Post by Hush Thu Mar 05, 2009 1:53 am

This book is a masterpiece, but as the title implies it is not a beautiful book. Or, we could say, it is beautiful in it’s depiction of ugliness. It may be forty years since it was written, but it remains a masterpiece in it’s portrayal of the African bourgeoisie's mad rush to worship at the altar of materialism.

Ayi Kwei Armah is from the city of Takoradi in Ghana and his book describes (almost painter like) in a vivid and pungent manner the misery of daily life for the ordinary Ghanaians, side by side with the corruption ridden opulence of the business and political elite.

The cover of the book says it all: we are all now worshiping at the altar of materialism (even those in the slums pray to this new deity, at least for a cool mobile phone!).
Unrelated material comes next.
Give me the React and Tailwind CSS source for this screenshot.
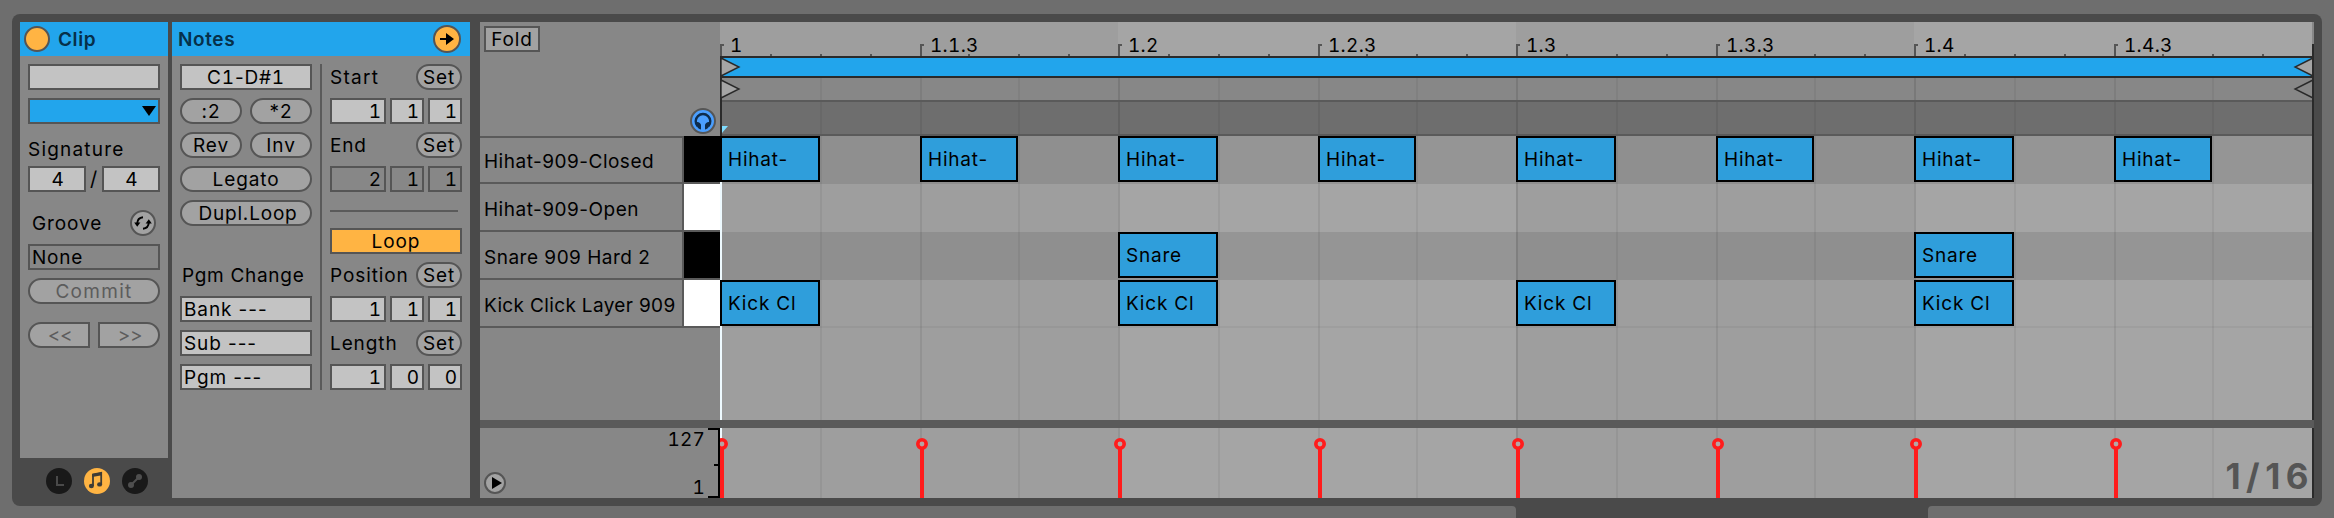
import React from 'react';

const cx = (...a) => a.filter(Boolean).join(' ');

function Field({ className = '', children }) {
  return (
    <div className={cx('flex h-[26px] shrink-0 items-center overflow-hidden whitespace-nowrap border-2 border-[#555]', className)}>
      {children}
    </div>
  );
}

function Pill({ className = '', children }) {
  return (
    <button className={cx('flex h-[26px] shrink-0 items-center justify-center whitespace-nowrap border-2 border-[#555] bg-[#a2a2a2]', className || 'w-full rounded-full')}>
      {children}
    </button>
  );
}

function Triple({ values, dim }) {
  const bg = dim ? 'bg-[#878787]' : 'bg-[#c3c3c3]';
  return (
    <div className="flex h-[26px] gap-1 tabular-nums">
      <Field className={cx('w-14 justify-end pr-[2px]', bg)}>{values[0]}</Field>
      <Field className={cx('w-[34px] justify-end pr-[2px]', bg)}>{values[1]}</Field>
      <Field className={cx('w-[34px] justify-end pr-[2px]', bg)}>{values[2]}</Field>
    </div>
  );
}

function SetRow({ label, tracking }) {
  return (
    <div className="flex h-[26px] items-center justify-between">
      <span className={tracking}>{label}</span>
      <Pill className="w-[46px] rounded-full tracking-[0.9px]">Set</Pill>
    </div>
  );
}

function ClipPanel() {
  return (
    <section className="flex w-[148px] flex-col">
      <div className="h-[436px] bg-[#878787]">
        <header className="flex h-[34px] items-center gap-2 bg-[#22a5ec] pl-1 text-[#06304a]">
          <span className="size-[26px] rounded-full border-2 border-[#555] bg-[#ffb443]" />
          <span className="font-semibold tracking-[0.6px]">Clip</span>
        </header>
        <div className="flex flex-col gap-2 px-2 pt-2">
          <Field className="bg-[#c3c3c3]" />
          <Field className="justify-end bg-[#22a5ec] pr-[2px]">
            <svg width="14" height="10" viewBox="0 0 14 10"><path d="M0 0H14L7 10Z" fill="#000" /></svg>
          </Field>
          <div className="flex h-[26px] items-center pt-2 tracking-[1.2px]">Signature</div>
          <div className="flex items-center justify-between tabular-nums">
            <Field className="w-[58px] justify-center bg-[#c3c3c3] pl-[2px]">4</Field>
            <span className="text-[20px] leading-none">/</span>
            <Field className="w-[58px] justify-center bg-[#c3c3c3] pl-[2px]">4</Field>
          </div>
          <div className="mt-[10px] flex h-[26px] items-center justify-between pl-1 pr-1">
            <span className="tracking-[0.9px]">Groove</span>
            <span className="flex size-[26px] items-center justify-center rounded-full border-2 border-[#555] bg-[#a2a2a2]">
              <svg width="18" height="18" viewBox="0 0 18 18" fill="none">
                <path d="M3.2 9.5C3.4 6.2 5.4 3.6 9 3.3" stroke="#000" strokeWidth="2" />
                <path d="M0.2 8.6H6.4L3.2 12.8Z" fill="#000" />
                <path d="M14.8 8.5C14.6 11.8 12.6 14.4 9 14.7" stroke="#000" strokeWidth="2" />
                <path d="M17.8 9.4H11.6L14.8 5.2Z" fill="#000" />
              </svg>
            </span>
          </div>
          <Field className="pl-[2px] tracking-[0.8px]">None</Field>
          <Pill className="w-full rounded-full tracking-[1.3px] text-[#5c5c5c]">Commit</Pill>
          <div className="mt-[10px] flex justify-between tracking-[-0.4px] text-[#5c5c5c]">
            <Pill className="w-[62px] rounded-l-full pl-[2px]">&lt;&lt;</Pill>
            <Pill className="w-[62px] rounded-r-full pl-[2px]">&gt;&gt;</Pill>
          </div>
        </div>
      </div>
      <div className="flex gap-3 pl-[26px] pt-[10px]">
        <span className="flex size-[26px] items-center justify-center rounded-full bg-[#191919]">
          <svg width="26" height="26" viewBox="0 0 26 26" fill="none"><path d="M11 8V17H18" stroke="#4a4a4a" strokeWidth="2" /></svg>
        </span>
        <span className="flex size-[26px] items-center justify-center rounded-full bg-[#ffb443]">
          <svg width="26" height="26" viewBox="0 0 26 26" fill="none">
            <path d="M9 18V6.4L17.2 4.9V16.5" stroke="#3f3c36" strokeWidth="1.8" />
            <path d="M8.2 6L18 4.2V7.2L8.2 9Z" fill="#3f3c36" />
            <ellipse cx="7.4" cy="18" rx="2.5" ry="2.2" fill="#3f3c36" />
            <ellipse cx="15.6" cy="16.4" rx="2.5" ry="2.2" fill="#3f3c36" />
          </svg>
        </span>
        <span className="flex size-[26px] items-center justify-center rounded-full bg-[#191919]">
          <svg width="26" height="26" viewBox="0 0 26 26" fill="#4f4f4f">
            <circle cx="9" cy="17" r="3" /><circle cx="17" cy="9" r="3" />
            <path d="M9 17L17 9" stroke="#4f4f4f" strokeWidth="2" />
          </svg>
        </span>
      </div>
    </section>
  );
}

function NotesPanel() {
  return (
    <section className="w-[298px] bg-[#878787]">
      <header className="flex h-[34px] items-center justify-between bg-[#22a5ec] pl-[6px] pr-[9px] text-[#06304a]">
        <span className="font-semibold tracking-[0.6px]">Notes</span>
        <span className="flex size-7 items-center justify-center rounded-full border-2 border-[#555] bg-[#ffb443]">
          <svg width="16" height="14" viewBox="0 0 16 14"><path d="M1 6H7V1L15 7L7 13V8H1Z" fill="#000" /></svg>
        </span>
      </header>
      <div className="flex px-2 pt-2">
        <div className="flex w-[132px] flex-col gap-2">
          <Field className="justify-center bg-[#c3c3c3] tracking-[0.8px]">
            <span>C<span className="tabular-nums">1</span>-D#<span className="tabular-nums">1</span></span>
          </Field>
          <div className="flex gap-2">
            <Pill className="w-[62px] rounded-full">:2</Pill>
            <Pill className="w-[62px] rounded-full">*2</Pill>
          </div>
          <div className="flex gap-2">
            <Pill className="w-[62px] rounded-full">Rev</Pill>
            <Pill className="w-[62px] rounded-full">Inv</Pill>
          </div>
          <Pill>Legato</Pill>
          <Pill className="w-full rounded-full pl-1 tracking-[0.8px]">Dupl.Loop</Pill>
          <div className="mt-7 flex h-[26px] items-center whitespace-nowrap pl-[2px] tracking-[0.7px]">Pgm Change</div>
          <Field className="bg-[#c3c3c3] pl-[2px]">Bank ---</Field>
          <Field className="bg-[#c3c3c3] pl-[2px]">Sub ---</Field>
          <Field className="bg-[#c3c3c3] pl-[2px]">Pgm ---</Field>
        </div>
        <div className="ml-2 mr-2 h-[326px] w-[2px] bg-[#5a5a5a]" />
        <div className="flex w-[132px] flex-col gap-2">
          <SetRow label="Start" tracking="tracking-[1.3px]" />
          <Triple values={[1, 1, 1]} />
          <SetRow label="End" tracking="tracking-[0.8px]" />
          <Triple values={[2, 1, 1]} dim />
          <div className="mt-[10px] h-[2px] w-32 bg-[#5a5a5a]" />
          <Field className="mt-2 justify-center bg-[#ffb443]">Loop</Field>
          <SetRow label="Position" tracking="tracking-[0.9px]" />
          <Triple values={[1, 1, 1]} />
          <SetRow label="Length" tracking="tracking-[0.9px]" />
          <Triple values={[1, 0, 0]} />
        </div>
      </div>
    </section>
  );
}

const KEYS = [
  { name: 'Hihat-909-Closed', black: true, tracking: 'tracking-[0.5px]' },
  { name: 'Hihat-909-Open', black: false, tracking: 'tracking-[0.5px]' },
  { name: 'Snare 909 Hard 2', black: true, tracking: 'tracking-[0.5px]' },
  { name: 'Kick Click Layer 909', black: false, tracking: 'tracking-[0.35px]' },
];

function KeyColumn() {
  return (
    <div className="flex w-60 flex-col bg-[#878787]">
      <div className="flex h-[114px] justify-between pl-1 pr-1 pt-1">
        <Field className="w-14 justify-center bg-[#a2a2a2]">Fold</Field>
        <svg className="mb-[2px] self-end" width="26" height="26" viewBox="0 0 26 26" fill="none">
          <circle cx="13" cy="13" r="12" fill="#4b9fff" stroke="#555" strokeWidth="2" />
          <path d="M7.6 18.2A7.3 7.3 0 1 1 18.4 18.2" stroke="#0e2c4c" strokeWidth="2.4" />
          <path d="M6 14.2C8 13.2 11 15 11 17V21.4C8.2 21 6.2 18.6 6 14.2Z" fill="#0e2c4c" />
          <path d="M20 14.2C18 13.2 15 15 15 17V21.4C17.8 21 19.8 18.6 20 14.2Z" fill="#0e2c4c" />
        </svg>
      </div>
      {KEYS.map((k, i) => (
        <div key={k.name} className="flex h-12">
          <div className={cx('flex w-[204px] items-center whitespace-nowrap border-b-2 border-r-2 border-[#5a5a5a] pl-1', i === 0 ? 'border-t-2 pt-[2px]' : 'pt-1', k.tracking)}>
            {k.name}
          </div>
          <div className={cx('w-9 border-b-2 border-[#5a5a5a]', k.black ? 'bg-black' : 'bg-white')} />
        </div>
      ))}
    </div>
  );
}

const BEATS = [
  { major: '1', minor: '1.1.3', bg: 'bg-[#9e9e9e]' },
  { major: '1.2', minor: '1.2.3', bg: 'bg-[#a5a5a5]' },
  { major: '1.3', minor: '1.3.3', bg: 'bg-[#9e9e9e]' },
  { major: '1.4', minor: '1.4.3', bg: 'bg-[#a5a5a5]' },
];

function RulerHalf({ label, width, ticks }) {
  return (
    <div className={cx('relative h-full', width)}>
      <svg className="absolute left-0 top-0" width="200" height="34" fill="#555">
        <path d="M0 22H4V24H2V34H0Z" />
        {ticks.map((x) => <rect key={x} x={x} y="32" width="2" height="2" />)}
      </svg>
      <span className="relative block pl-[10px] pt-3 leading-6 tracking-[0.3px] tabular-nums">{label}</span>
    </div>
  );
}

function Columns({ className = '', shaded }) {
  return (
    <div className={cx('flex', className)}>
      {BEATS.map((b) => (
        <div key={b.major} className={cx('flex w-[398px] shrink-0', shaded ? b.bg : '')}>
          <div className="w-[100px] border-l-2 border-black/10" />
          <div className="w-[100px] border-l-2 border-black/5" />
          <div className="w-[98px] border-l-2 border-black/[0.07]" />
          <div className="w-[100px] border-l-2 border-black/5" />
        </div>
      ))}
    </div>
  );
}

const STEP_X = [0, 200, 398, 598, 796, 996, 1194, 1394];
const NOTES = [
  ...STEP_X.map((x, i) => ({ x, y: 0, w: i % 2 ? 98 : 100, label: 'Hihat-' })),
  ...[398, 1194].map((x) => ({ x, y: 96, w: 100, label: 'Snare' })),
  ...[0, 398, 796, 1194].map((x) => ({ x, y: 144, w: 100, label: 'Kick Cl' })),
];

function Timeline() {
  return (
    <div className="relative flex w-[1594px] flex-col">
      <div className="flex h-[34px] bg-[#878787]">
        {BEATS.map((b) => (
          <div key={b.major} className={cx('flex w-[398px] shrink-0', b.bg)}>
            <RulerHalf label={b.major} width="w-[200px]" ticks={[50, 100, 150]} />
            <RulerHalf label={b.minor} width="w-[198px]" ticks={[48, 98, 148]} />
          </div>
        ))}
      </div>
      <div className="h-[22px] w-[1592px] border-y-2 border-[#2a2a2a] bg-[#22a5ec]" />
      <Columns className="h-6 w-[1592px] border-b-2 border-[#5a5a5a] bg-[#878787]" />
      <Columns className="h-[34px] w-[1592px] border-b-2 border-[#5a5a5a] bg-[#6e6e6e]" />
      <svg className="absolute left-0 top-[34px]" width="1594" height="80" fill="none">
        <rect x="0" y="0" width="2" height="80" fill="#2a2a2a" />
        <path d="M1 2L19 11L1 20Z" fill="#a5a5a5" stroke="#2a2a2a" strokeWidth="1.4" />
        <path d="M1 24L19 33L1 42Z" fill="#a5a5a5" stroke="#2a2a2a" strokeWidth="1.4" />
        <path d="M1593 2L1575 11L1593 20Z" fill="#a5a5a5" stroke="#2a2a2a" strokeWidth="1.4" />
        <path d="M1593 24L1575 33L1593 42Z" fill="#878787" stroke="#2a2a2a" strokeWidth="1.4" />
        <path d="M2 70H8L2 77Z" fill="#7fdcff" />
      </svg>
      <div className="relative h-[284px]">
        <Columns className="h-full w-[1592px]" shaded />
        <div className="absolute inset-0 flex w-[1592px] flex-col">
          <div className="h-12 bg-black/[0.095]" />
          <div className="h-12" />
          <div className="h-12 bg-black/[0.095]" />
          <div className="h-12 border-b-2 border-transparent" />
          <div className="-mt-[2px] h-[2px] bg-black/[0.04]" />
        </div>
        <div className="absolute left-0 top-[46px] h-[238px] w-[2px] bg-[#eefaff]" />
        {NOTES.map((n) => (
          <div
            key={`${n.x}-${n.y}`}
            className="absolute flex h-[46px] items-center whitespace-nowrap border-2 border-black bg-[#2f9edb] pl-[6px] pt-[1px] tracking-[0.8px]"
            style={{ left: n.x, top: n.y, width: n.w }}
          >
            {n.label}
          </div>
        ))}
      </div>
      <div className="absolute right-0 top-[22px] h-[376px] w-[2px] bg-[#2a2a2a]" />
    </div>
  );
}

function VelocityLane() {
  return (
    <div className="flex h-[70px]">
      <div className="flex w-60 items-end justify-between bg-[#878787] pl-1">
        <svg className="mb-1" width="22" height="22" viewBox="0 0 22 22">
          <circle cx="11" cy="11" r="10" fill="#a2a2a2" stroke="#555" strokeWidth="2" />
          <path d="M8 5L18 11L8 17Z" fill="#000" />
        </svg>
        <div className="flex h-full">
          <div className="flex flex-col justify-between pr-[3px] text-right leading-6 tracking-[0.2px] tabular-nums">
            <span>127</span>
            <span className="-mb-[2px]">1</span>
          </div>
          <svg width="12" height="70"><path d="M0 0H12V70H0V68H10V38H6V36H10V2H0Z" fill="#000" /></svg>
        </div>
      </div>
      <div className="relative w-[1594px] overflow-hidden bg-[#2a2a2a]">
        <Columns className="h-full w-[1592px]" shaded />
        <svg className="absolute left-0 top-0" width="1592" height="70">
          <rect x="0" y="0" width="2" height="12" fill="#eefaff" />
          {STEP_X.map((x) => (
            <g key={x}>
              <rect x={x} y="20" width="4" height="50" fill="#ff1c1c" />
              <circle cx={x + 2} cy="16" r="4.2" fill="#b5a5a5" stroke="#ff1c1c" strokeWidth="3.6" />
            </g>
          ))}
        </svg>
        <span className="absolute bottom-[2px] right-0 text-[35px] font-bold leading-10 tracking-[5.5px] text-[#555]">1/16</span>
      </div>
    </div>
  );
}

export default function App() {
  return (
    <div className="flex h-[518px] w-[2334px] flex-col overflow-hidden bg-[#6e6e6e] pt-[14px] font-['Inter',sans-serif] text-[19px] leading-none tracking-[0.9px] text-black">
      <main className="ml-3 flex h-[492px] w-[2310px] shrink-0 rounded-[8px] bg-[#4a4a4a] p-2">
        <ClipPanel />
        <div className="w-1" />
        <NotesPanel />
        <section className="ml-[10px] flex w-[1834px] flex-col">
          <div className="flex h-[398px]">
            <KeyColumn />
            <Timeline />
          </div>
          <div className="h-2 bg-[#5a5a5a]" />
          <VelocityLane />
        </section>
      </main>
      <footer className="flex h-3 shrink-0 bg-[#4a4a4a]">
        <div className="w-[1516px] rounded-tr-[4px] bg-[#6e6e6e]" />
        <div className="w-[412px]" />
        <div className="flex-1 rounded-tl-[4px] bg-[#6e6e6e]" />
      </footer>
    </div>
  );
}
I know of a young Gambian driving up and down in a shiny BMW, but he uses a village-style hole-in-the-ground toilet walled with sticks! And he borrows water from his neighbours!

The central character in the book is "the man", who has no name because the likes of him are not yet born. He is amongst "those of us whose entrails are not strong enough for the national game" - the "game" of corruption. The narrative chronicles the life experiences of "the man", at work, at home, and as he struggles to travel between home and work in the jungle of the gele-gele and taxi transport system where there is "no heart feeling". One taxi driver nearly kills him as he walks along the road and then verbally assaults him: "Uncircumcised baboon, moron of a frog. If your time has come, search for someone else to take your worthless life". The man's reply is a meek "I wasn't looking, I am sorry". It is the taxi driver who nearly killed him, but the "the man" steadfastly refuses to feel anger or bitterness towards anyone. He also determinedly refuses to accept the bribery constantly offered him at work, acceptance of which would make life for him far far easier because his
colleagues would admire him and his wife, who now despises him, would love him.


His wife despises him because he cannot, or rather will not, provide what his formerly "stupid" schoolmate, the Hon. Minister, can now provide for his wife: "My wife has seen the true salvation ... it is the blinding gleam of beautiful new houses and the shine of a powerful new mercedes, the scent of a new perfume and the mass of hair that is a new wig". The incorruptible man's response to his wife's reproach is "... it should not be possible for the guiltless to be beaten down with the accusations of those so near". Chased out of the house, after a hard day at work, by his wife's disdain, "the man" wanders the night streets and ends up in his teacher’s house. There he pours his troubles out to his teacher, a "lonely" philosopher who has dropped out of the rat-race, run away from "oppressive" family and friends and lives alone in a simple room in town. But the man is not spared by his teacher either: "It may be you cannot lie very well and you cannot steal", says the teacher, the message to the man being to stop moaning and criticising those who are more able at lying and stealing.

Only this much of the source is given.